GAZETTE: Do you consider that chapter of your life, so to speak — referring to your early archival experiences — one that is still open?
GINZBURG: Yes and no. That particular archival experience came to an end in 1989, with the publication of “Storia notturna” (translated into English as “Ecstasies: Deciphering the Witches’ Sabbath”): a book which sought to unfold, on a completely different spatial and chronological scale, the implications of my first one, “I benandanti” (translated into English as “The Night Battles”). But some of the issues I dealt with in “Ecstasies” — for instance the relationship between morphology and history — fueled much of my later work.
GAZETTE: How might you regard the subsequent chapter in your life as a researcher? One notices an increasing presence of apparently disparate nodes in cultural history in your work.
GINZBURG: What I have done since 1989 is difficult to describe: My research path may seem erratic, although I can detect a certain logic in it. Indeed, I have tried to repeat over and over the thrill of ignorance, addressing subjects I was completely unfamiliar with. First of all, I would say, it is a pleasure: I love teaching but I love learning much more. But there is probably another, more hidden, reason.

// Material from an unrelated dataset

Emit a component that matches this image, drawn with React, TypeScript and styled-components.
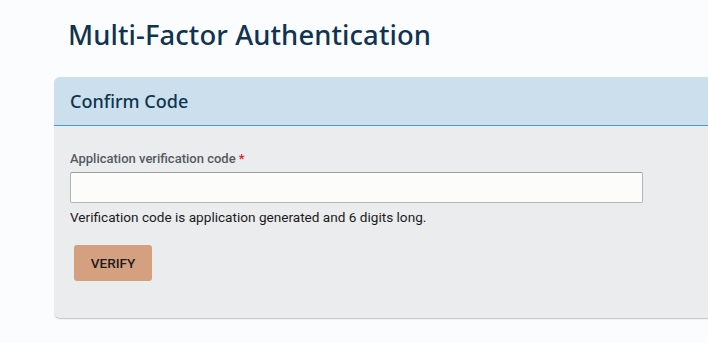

I encountered my research topic, along with the books which deeply shaped my mind as a scholar, when I was in my 20s. Being precocious is not necessarily a bliss. Later I tried, more or less unconsciously, to disentangle myself from what I had become, testing what I had learned so far on new, unfamiliar topics. Casuistry was one of them. I first come across it in an essay on Machiavelli. Then Pascal came, and his opponents: the Jesuits. I will talk about both of them in my Tanner Lectures. But casuistry also required a reflection upon case studies and their implications. Once again, writing history and reflecting on the historian’s craft were inextricably connected, as they have always been since my early experiences in the Friulian archives.
GAZETTE: You have written that you were often your own greatest antagonist and that you often held objections to your work that differed from those of your critics. Is this still so? If yes, what are your greatest objections as of now?
GINZBURG: For a long time I have been fascinated by the devil’s advocate: a figure that has played a crucial role in Catholic canonization trials since the early 17th century. The topic of the Martin Buber lecture I gave in Jerusalem a few years ago was “Inner Dialogues. The Jew as Devil’s Advocate.” I feel involved in an endless, contentious conversation with the devil’s advocate. What does he say to me in these days? He says: “You are trying to tame me. You are not listening to me as you did in the past.” Maybe he is right. But self-satisfaction would be the end — a ludicrous end. I will try to do my best to avoid it.